▸ **DO THIS**: Print the listing as it stands, omitting all images.
[AVAILABLE DATA start]
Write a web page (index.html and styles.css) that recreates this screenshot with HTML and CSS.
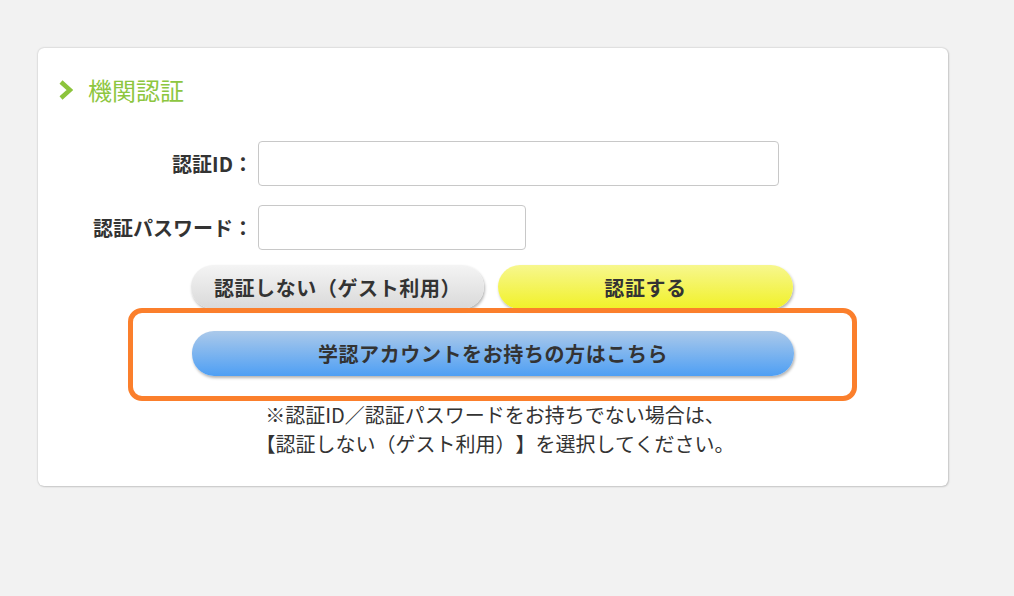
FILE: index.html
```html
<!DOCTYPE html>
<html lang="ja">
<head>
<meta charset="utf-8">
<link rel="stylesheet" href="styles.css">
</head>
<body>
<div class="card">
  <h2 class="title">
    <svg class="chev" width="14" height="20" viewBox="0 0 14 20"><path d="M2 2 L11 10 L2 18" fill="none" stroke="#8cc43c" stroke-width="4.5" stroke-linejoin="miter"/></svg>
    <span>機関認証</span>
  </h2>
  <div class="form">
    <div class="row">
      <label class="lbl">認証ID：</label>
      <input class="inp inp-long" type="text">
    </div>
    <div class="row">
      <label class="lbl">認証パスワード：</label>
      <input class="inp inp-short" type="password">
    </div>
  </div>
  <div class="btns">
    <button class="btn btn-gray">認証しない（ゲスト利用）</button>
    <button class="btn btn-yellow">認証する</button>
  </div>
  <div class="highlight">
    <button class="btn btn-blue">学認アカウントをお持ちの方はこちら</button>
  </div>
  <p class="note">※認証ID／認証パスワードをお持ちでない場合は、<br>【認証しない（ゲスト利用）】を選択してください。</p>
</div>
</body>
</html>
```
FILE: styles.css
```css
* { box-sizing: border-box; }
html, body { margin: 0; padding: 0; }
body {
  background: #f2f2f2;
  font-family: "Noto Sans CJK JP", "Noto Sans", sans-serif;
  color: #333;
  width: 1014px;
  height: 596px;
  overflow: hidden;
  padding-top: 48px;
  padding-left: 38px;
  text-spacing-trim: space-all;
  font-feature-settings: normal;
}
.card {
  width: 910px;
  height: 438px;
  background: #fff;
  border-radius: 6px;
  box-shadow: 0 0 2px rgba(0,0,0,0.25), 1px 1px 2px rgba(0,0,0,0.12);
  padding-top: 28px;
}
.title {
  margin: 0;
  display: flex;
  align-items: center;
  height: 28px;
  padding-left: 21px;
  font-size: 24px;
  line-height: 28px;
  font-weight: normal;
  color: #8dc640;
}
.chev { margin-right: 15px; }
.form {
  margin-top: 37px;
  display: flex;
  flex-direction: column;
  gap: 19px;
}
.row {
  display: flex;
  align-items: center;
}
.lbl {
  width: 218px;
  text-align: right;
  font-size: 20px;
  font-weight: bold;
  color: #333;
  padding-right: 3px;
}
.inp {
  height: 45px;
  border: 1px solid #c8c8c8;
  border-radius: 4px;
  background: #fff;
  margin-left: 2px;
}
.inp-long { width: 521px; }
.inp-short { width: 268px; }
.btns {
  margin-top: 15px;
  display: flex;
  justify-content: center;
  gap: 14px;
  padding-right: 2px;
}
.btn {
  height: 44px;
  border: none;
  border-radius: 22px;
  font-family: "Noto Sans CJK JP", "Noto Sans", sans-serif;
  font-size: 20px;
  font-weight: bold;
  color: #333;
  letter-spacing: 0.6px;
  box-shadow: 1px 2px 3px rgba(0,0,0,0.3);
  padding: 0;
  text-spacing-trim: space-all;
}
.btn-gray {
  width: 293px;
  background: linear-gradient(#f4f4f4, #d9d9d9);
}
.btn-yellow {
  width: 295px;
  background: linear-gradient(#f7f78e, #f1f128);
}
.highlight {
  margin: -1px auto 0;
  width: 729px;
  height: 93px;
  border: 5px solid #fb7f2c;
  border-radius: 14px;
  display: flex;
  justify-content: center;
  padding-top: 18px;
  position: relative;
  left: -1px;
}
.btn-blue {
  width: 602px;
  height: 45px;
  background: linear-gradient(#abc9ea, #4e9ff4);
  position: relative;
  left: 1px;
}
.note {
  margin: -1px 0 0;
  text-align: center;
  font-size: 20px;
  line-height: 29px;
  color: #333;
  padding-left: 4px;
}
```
[AVAILABLE DATA end]
▸ **TASK RESPONSE**:
Write a web page (index.html and styles.css) that recreates this screenshot with HTML and CSS.
FILE: index.html
```html
<!DOCTYPE html>
<html lang="ja">
<head>
<meta charset="utf-8">
<link rel="stylesheet" href="styles.css">
</head>
<body>
<div class="card">
  <h2 class="title">
    <svg class="chev" width="14" height="20" viewBox="0 0 14 20"><path d="M2 2 L11 10 L2 18" fill="none" stroke="#8cc43c" stroke-width="4.5" stroke-linejoin="miter"/></svg>
    <span>機関認証</span>
  </h2>
  <div class="form">
    <div class="row">
      <label class="lbl">認証ID：</label>
      <input class="inp inp-long" type="text">
    </div>
    <div class="row">
      <label class="lbl">認証パスワード：</label>
      <input class="inp inp-short" type="password">
    </div>
  </div>
  <div class="btns">
    <button class="btn btn-gray">認証しない（ゲスト利用）</button>
    <button class="btn btn-yellow">認証する</button>
  </div>
  <div class="highlight">
    <button class="btn btn-blue">学認アカウントをお持ちの方はこちら</button>
  </div>
  <p class="note">※認証ID／認証パスワードをお持ちでない場合は、<br>【認証しない（ゲスト利用）】を選択してください。</p>
</div>
</body>
</html>
```
FILE: styles.css
```css
* { box-sizing: border-box; }
html, body { margin: 0; padding: 0; }
body {
  background: #f2f2f2;
  font-family: "Noto Sans CJK JP", "Noto Sans", sans-serif;
  color: #333;
  width: 1014px;
  height: 596px;
  overflow: hidden;
  padding-top: 48px;
  padding-left: 38px;
  text-spacing-trim: space-all;
  font-feature-settings: normal;
}
.card {
  width: 910px;
  height: 438px;
  background: #fff;
  border-radius: 6px;
  box-shadow: 0 0 2px rgba(0,0,0,0.25), 1px 1px 2px rgba(0,0,0,0.12);
  padding-top: 28px;
}
.title {
  margin: 0;
  display: flex;
  align-items: center;
  height: 28px;
  padding-left: 21px;
  font-size: 24px;
  line-height: 28px;
  font-weight: normal;
  color: #8dc640;
}
.chev { margin-right: 15px; }
.form {
  margin-top: 37px;
  display: flex;
  flex-direction: column;
  gap: 19px;
}
.row {
  display: flex;
  align-items: center;
}
.lbl {
  width: 218px;
  text-align: right;
  font-size: 20px;
  font-weight: bold;
  color: #333;
  padding-right: 3px;
}
.inp {
  height: 45px;
  border: 1px solid #c8c8c8;
  border-radius: 4px;
  background: #fff;
  margin-left: 2px;
}
.inp-long { width: 521px; }
.inp-short { width: 268px; }
.btns {
  margin-top: 15px;
  display: flex;
  justify-content: center;
  gap: 14px;
  padding-right: 2px;
}
.btn {
  height: 44px;
  border: none;
  border-radius: 22px;
  font-family: "Noto Sans CJK JP", "Noto Sans", sans-serif;
  font-size: 20px;
  font-weight: bold;
  color: #333;
  letter-spacing: 0.6px;
  box-shadow: 1px 2px 3px rgba(0,0,0,0.3);
  padding: 0;
  text-spacing-trim: space-all;
}
.btn-gray {
  width: 293px;
  background: linear-gradient(#f4f4f4, #d9d9d9);
}
.btn-yellow {
  width: 295px;
  background: linear-gradient(#f7f78e, #f1f128);
}
.highlight {
  margin: -1px auto 0;
  width: 729px;
  height: 93px;
  border: 5px solid #fb7f2c;
  border-radius: 14px;
  display: flex;
  justify-content: center;
  padding-top: 18px;
  position: relative;
  left: -1px;
}
.btn-blue {
  width: 602px;
  height: 45px;
  background: linear-gradient(#abc9ea, #4e9ff4);
  position: relative;
  left: 1px;
}
.note {
  margin: -1px 0 0;
  text-align: center;
  font-size: 20px;
  line-height: 29px;
  color: #333;
  padding-left: 4px;
}
```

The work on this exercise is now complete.